Anyway, this book takes places among a group of Persian women discussing sex behind closed doors with no men around.
It’s a really funny book about confronting a conservative outward facing culture and the hidden liberalities that sex and marriage bring to it.
(photo: https://genius.com/Marjane-satrapi-persepolis-the-story-of-a-childhood-annotated)
Fox 8 – No Rating
Kind of this book is very charming and also kind of fuck this book.
So the writing of this book is cute and charming. It’s written as a kind of fable or openletter from a fox (fox 8) to us humans (yumans). He apologizes repeatedly for his language and grammar, and his cultural differences and style are very different. And then the story goes on and is about he and his fox friends finding a mall and getting in trouble there. There’s also about 5 illustrations throughout.
This is a short story with some drawings and it’s on sale for $17. Fuck that.
(Photo: https://www.interviewmagazine.com/culture/george-saunders)
DA – No rating
There’s a new collection of Connie Willis novellas for sale. I highly recommend it in general. All three are older, and none of them are really in print any more. So for the price of one book you get two books and a longish short story (called here a novella, but it’s just not one).
Anyway, this is just a review of that last story.

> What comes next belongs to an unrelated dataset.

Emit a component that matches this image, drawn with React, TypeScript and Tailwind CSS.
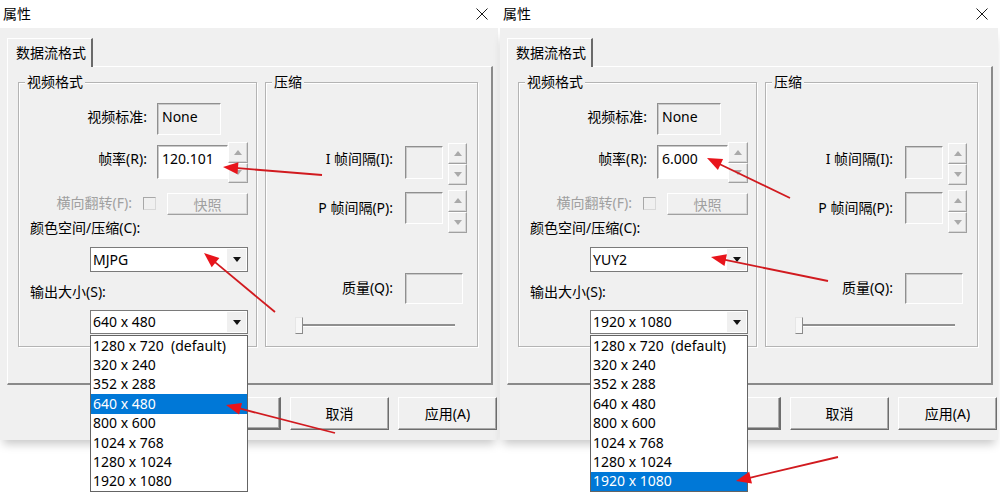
import React from "react";

const SIZES = [
  "1280 x 720  (default)",
  "320 x 240",
  "352 x 288",
  "640 x 480",
  "800 x 600",
  "1024 x 768",
  "1280 x 1024",
  "1920 x 1080",
];

// classic 3D edges
const sunken =
  "border border-t-[#8f8f8f] border-l-[#8f8f8f] border-r-white border-b-white shadow-[inset_1px_1px_0_#c9c9c9]";
const raised =
  "border border-t-white border-l-white border-r-[#a0a0a0] border-b-[#a0a0a0] shadow-[inset_-1px_-1px_0_#d6d6d6]";
const etched =
  "border border-[#b4b4b4] shadow-[inset_1px_1px_0_#ffffff,1px_1px_0_#ffffff]";

function SpinBtn({ up }: { up: boolean }) {
  return (
    <div className={`flex-1 flex items-center justify-center bg-[#f0f0f0] ${raised}`}>
      <svg width="8" height="5" viewBox="0 0 8 5">
        <polygon points={up ? "4,0 8,5 0,5" : "0,0 8,0 4,5"} fill="#a9a9a9" />
      </svg>
    </div>
  );
}

function Spinner({ className }: { className: string }) {
  return (
    <div className={`flex flex-col ${className}`}>
      <SpinBtn up />
      <SpinBtn up={false} />
    </div>
  );
}

function Combo({
  value,
  className,
  children,
}: {
  value: string;
  className: string;
  children?: React.ReactNode;
}) {
  return (
    <div className={`relative flex bg-white border border-[#7a7a7a] ${className}`}>
      <span className="flex-1 pl-[2px] flex items-center leading-[18px]">{value}</span>
      <div className="w-[19px] my-[1px] mr-[1px] flex items-center justify-center bg-[#f0f0f0]">
        <svg width="8" height="5" viewBox="0 0 8 5">
          <polygon points="0,0 8,0 4,5" fill="#111" />
        </svg>
      </div>
      {children}
    </div>
  );
}

function SizeList({ selected }: { selected: number }) {
  return (
    <div className="absolute left-[-1px] right-[-1px] top-[24px] z-20 bg-white border border-[#646464]">
      {SIZES.map((s, i) => (
        <div
          key={s}
          className={`h-[19.4px] pl-[2px] flex items-center whitespace-pre leading-[18px] ${
            i === selected ? "bg-[#0078d7] text-white" : "text-black"
          }`}
        >
          {s}
        </div>
      ))}
    </div>
  );
}

function DlgButton({ label, className }: { label: string; className?: string }) {
  return (
    <div
      className={`w-[99px] h-[33px] flex items-center justify-center bg-[#f0f0f0] border border-t-white border-l-white border-r-[#6d6d6d] border-b-[#6d6d6d] shadow-[inset_-1px_-1px_0_#a9a9a9] ${
        className ?? ""
      }`}
    >
      {label}
    </div>
  );
}

function Group({
  title,
  className,
  children,
}: {
  title: string;
  className: string;
  children: React.ReactNode;
}) {
  return (
    <div className={`relative flex flex-col ${etched} ${className}`}>
      <span className="absolute left-[6px] top-[-10px] px-[2px] bg-[#f0f0f0] leading-[18px]">
        {title}
      </span>
      {children}
    </div>
  );
}

function Dialog({
  fps,
  codec,
  size,
  selected,
}: {
  fps: string;
  codec: string;
  size: string;
  selected: number;
}) {
  return (
    <div className="w-[500px] h-[500px] flex flex-col">
      {/* title bar */}
      <div className="h-[28px] bg-white flex items-center justify-between pl-[3px] pr-[12px]">
        <span className="leading-[18px]">属性</span>
        <svg width="12" height="12" viewBox="0 0 12 12">
          <path d="M0.5 0.5 L11.5 11.5 M11.5 0.5 L0.5 11.5" stroke="#1a1a1a" strokeWidth="1" />
        </svg>
      </div>

      {/* client area */}
      <div className="relative h-[412px] w-[498px] bg-[#f0f0f0] pl-[7px] pr-[1px] pt-[10px] flex flex-col shadow-[0_7px_9px_-3px_rgba(0,0,0,0.22)]">
        {/* tab strip */}
        <div className="relative z-10 w-[86px] h-[29px] -mb-[1px] bg-[#f0f0f0] border-t border-l border-t-white border-l-white border-r-2 border-r-[#6a6a6a] pl-[8px] flex items-center leading-[18px]">
          数据流格式
        </div>

        {/* tab page */}
        <div className="w-[486px] h-[319px] border border-t-white border-l-white border-r-2 border-r-[#8a8a8a] border-b-2 border-b-[#8a8a8a] flex items-start pl-[10px] pt-[15px] gap-[8px]">
          <Group title="视频格式" className="w-[239px] h-[265px]">
            <div className="flex mt-[20px]">
              <span className="w-[128px] text-right mt-[5px] leading-[18px]">视频标准:</span>
              <div className={`ml-[10px] w-[64px] h-[32px] bg-[#f0f0f0] pl-[4px] pt-[4px] leading-[18px] ${sunken}`}>
                None
              </div>
            </div>

            <div className="flex mt-[7px]">
              <span className="w-[128px] text-right mt-[8px] leading-[18px]">帧率(R):</span>
              <div className={`ml-[10px] mt-[3px] w-[71px] h-[34px] bg-white pl-[4px] pt-[4px] leading-[18px] ${sunken}`}>
                {fps}
              </div>
              <Spinner className="w-[20px] h-[41px]" />
            </div>

            <div className="flex mt-[10px]">
              <span className="w-[113px] text-right mt-[1px] leading-[18px] text-[#a0a0a0]">横向翻转(F):</span>
              <div className="ml-[11px] mt-[4px] w-[13px] h-[13px] border border-t-[#a8a8a8] border-l-[#a8a8a8] border-r-[#d8d8d8] border-b-[#d8d8d8]" />
              <div className={`ml-[11px] w-[81px] h-[22px] flex items-center justify-center text-[#a0a0a0] bg-[#f0f0f0] ${raised}`}>
                快照
              </div>
            </div>

            <div className="ml-[11px] mt-[4px] leading-[18px]">颜色空间/压缩(C):</div>
            <Combo value={codec} className="ml-[71px] mt-[10px] w-[158px] h-[25px]" />

            <div className="ml-[11px] mt-[11px] leading-[18px]">输出大小(S):</div>
            <Combo value={size} className="ml-[71px] mt-[9px] w-[158px] h-[24px]">
              <SizeList selected={selected} />
            </Combo>
          </Group>

          <Group title="压缩" className="w-[213px] h-[265px]">
            <div className="flex mt-[60px]">
              <span className="w-[127px] text-right mt-[7px] leading-[18px]">I 帧间隔(I):</span>
              <div className={`ml-[12px] mt-[3px] w-[38px] h-[33px] bg-[#f0f0f0] ${sunken}`} />
              <Spinner className="ml-[5px] w-[19px] h-[42px]" />
            </div>

            <div className="flex mt-[5px]">
              <span className="w-[127px] text-right mt-[9px] leading-[18px]">P 帧间隔(P):</span>
              <div className={`ml-[12px] mt-[2px] w-[38px] h-[32px] bg-[#f0f0f0] ${sunken}`} />
              <Spinner className="ml-[5px] w-[19px] h-[43px]" />
            </div>

            <div className="flex mt-[40px]">
              <span className="w-[127px] text-right mt-[6px] leading-[18px]">质量(Q):</span>
              <div className={`ml-[12px] w-[58px] h-[31px] bg-[#f0f0f0] ${sunken}`} />
            </div>

            {/* trackbar */}
            <div className="flex ml-[29px] mt-[13px] h-[17px]">
              <div className="w-[8px] h-[17px] bg-[#f7f7f7] border border-t-[#e6e6e6] border-l-[#e6e6e6] border-r-[#8a8a8a] border-b-[#8a8a8a]" />
              <div className="w-[152px] h-[3px] mt-[7px] bg-[#f0f0f0] border-t-2 border-t-[#8f8f8f] border-b border-b-white" />
            </div>
          </Group>
        </div>

        {/* dialog buttons */}
        <div className="flex justify-end gap-[9px] mt-[12px]">
          <DlgButton label="确定" className="border-r-2 border-b-2 border-r-[#4a4a4a] border-b-[#4a4a4a]" />
          <DlgButton label="取消" />
          <DlgButton label="应用(A)" />
        </div>
      </div>
    </div>
  );
}

function Arrow({ x1, y1, x2, y2 }: { x1: number; y1: number; x2: number; y2: number }) {
  const dx = x2 - x1;
  const dy = y2 - y1;
  const len = Math.hypot(dx, dy);
  const ux = dx / len;
  const uy = dy / len;
  const hl = 15;
  const hw = 6;
  const bx = x2 - ux * hl;
  const by = y2 - uy * hl;
  const px = -uy;
  const py = ux;
  return (
    <g>
      <line x1={x1} y1={y1} x2={bx + ux * 3} y2={by + uy * 3} stroke="#d11a1f" strokeWidth={1.8} />
      <polygon
        points={`${x2},${y2} ${bx + px * hw},${by + py * hw} ${bx - px * hw},${by - py * hw}`}
        fill="#e8141b"
      />
    </g>
  );
}

export default function App() {
  return (
    <div className="relative w-[1000px] h-[500px] overflow-hidden bg-white flex text-[14px] text-black font-['Noto_Sans','Noto_Sans_CJK_SC',sans-serif]">
      <Dialog fps="120.101" codec="MJPG" size="640 x 480" selected={3} />
      <Dialog fps="6.000" codec="YUY2" size="1920 x 1080" selected={7} />

      {/* annotation arrows */}
      <svg className="absolute inset-0 z-30 pointer-events-none" width="1000" height="500">
        <Arrow x1={322} y1={175} x2={223} y2={167} />
        <Arrow x1={275} y1={312} x2={204} y2={253} />
        <Arrow x1={335} y1={433} x2={226} y2={405} />
        <Arrow x1={790} y1={198} x2={707} y2={158} />
        <Arrow x1={828} y1={281} x2={711} y2={257} />
        <Arrow x1={838} y1={457} x2={736} y2={481} />
      </svg>
    </div>
  );
}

In the story, there’s a highly competitive high school where the different students are looking to get into the college of their choices, but also into the space academy. There’s a very limited number of spots and everyone knows that one person from their school is to be chosen.
One does. Only thing is, Theodora didn’t actually apply. So the rest of the story is her trying to figure out how this happens.
It’s a charming little story, that could be a much better short novel or series of novellas.
(Photo: https://www.pinterest.com/pin/117656608984901007/?lp=true)
Snowpiercer vol 1 – 3/5 Stars
The art and tone of this graphic novel are significantly different from that of the film. If like me you are more familiar with the film, that everyone on this train is white and French is a bit of a let down. Maybe that’s not exactly the case, but it seems to be. The art is quite good, in its way — black and white, spare, good use of shadow. But it’s also not particularly inventive. There’s a lot of narration in this book to handle what I feel the art itself should be doing.
It’s also a very 1980s looking book. While the social commentary about the welfare state and late capitalism are all there, there’s not a specific and engaging conflict and tension that had led to this kind of dystopia. I like that the book does very little to explain context except to say that’s just how it is.
But it’s the launching of the series, but looking it up now, I see that there are only two books, which feels like an underwhelming amount given how little actually happens in this one.
(Photo: https://www.bookreporter.com/authors/jacques-lob-; https://www.bedetheque.com/auteur-432-BD-Rochette-Jean-Marc.html)
Tinkers – 2/5 Stars
I didn’t find this book to be very compelling. I finished it and it was fine, but over all, I didn’t have much impression of it whatsoever. It came off pretty strongly as derivative of Marilynne Robinson and Wallace Stegner, and concerned a father and son and their various interactions in a small New England town over the course of several decades. The writing, like the plot and the book itself, were relatively spare.
I don’t know the other books that were nominated for the Pulitzer that year, but looking at the National Book Award, the two winners that bookended this book were also pretty weak. Maybe the first two years of Obama’s presidency just didn’t inspire the kind of fiction that stand out for me.